5 Le Conseil de l'Union européenne et le Parlement européen ont donné le pouvoir à la Commission de décider sur la base de l'article 25(6) de la directive 95/45/CE qu'un pays tiers offre un niveau de protection adéquat en raison de sa législation interne ou des engagements pris au niveau international. A cet égard, se reporter au site de la Commission Européenne : Justice>Data protection>Documents>International transferts>Adequacy.

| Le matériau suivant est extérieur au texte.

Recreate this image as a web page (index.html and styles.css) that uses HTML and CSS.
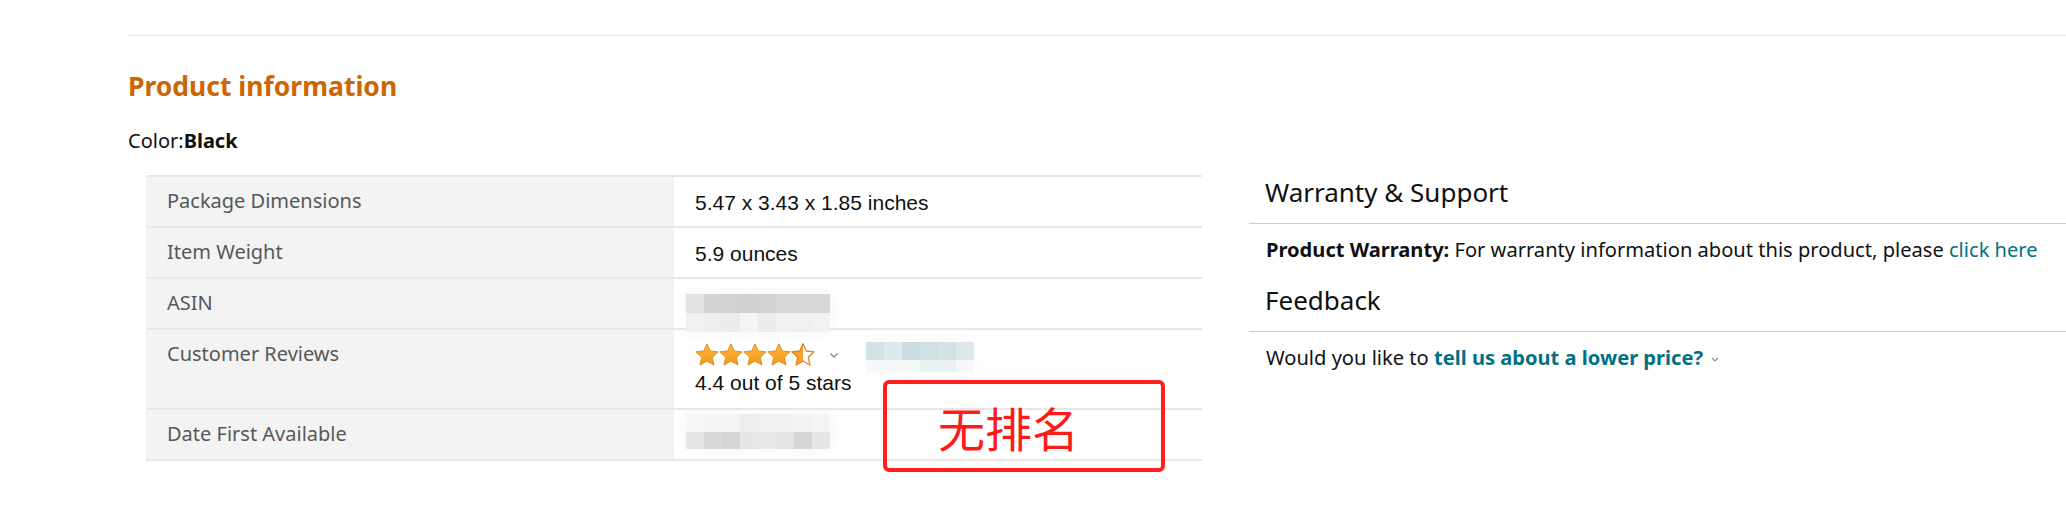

6 L'article 69 de la loi n° 78-17 du 6 janvier 1978 précise notamment que "le responsable d'un traitement peut transférer des données à caractère personnel vers un Etat ne répondant pas aux conditions prévues à l'article 68 si la personne à laquelle se rapporte les données a consenti expressément à leur transfert ou si le transfert est nécessaire à l'une des conditions suivantes : 1° à la sauvegarde de la vie de cette personne ; 2° à la sauvegarde de l'intérêt public ; 3° au respect d'obligations permettant d'assurer la constatation, l'exercice ou la défense d'un droit en justice (…). Il peut être également fait exception à l'interdiction prévue à l'article 68, par décision de la CNIL ou, s'il s'agit d'un traitement mentionné au I ou au II de l'article 26, par décret en Conseil d'Etat pris après avis motivé et publié de la Commission, lorsque le traitement garantit un niveau de protection suffisant de la vie privée ainsi que des libertés et droits fondamentaux des personnes notamment en raison des clauses contractuelles ou règles internes dont il fait l'objet (…)".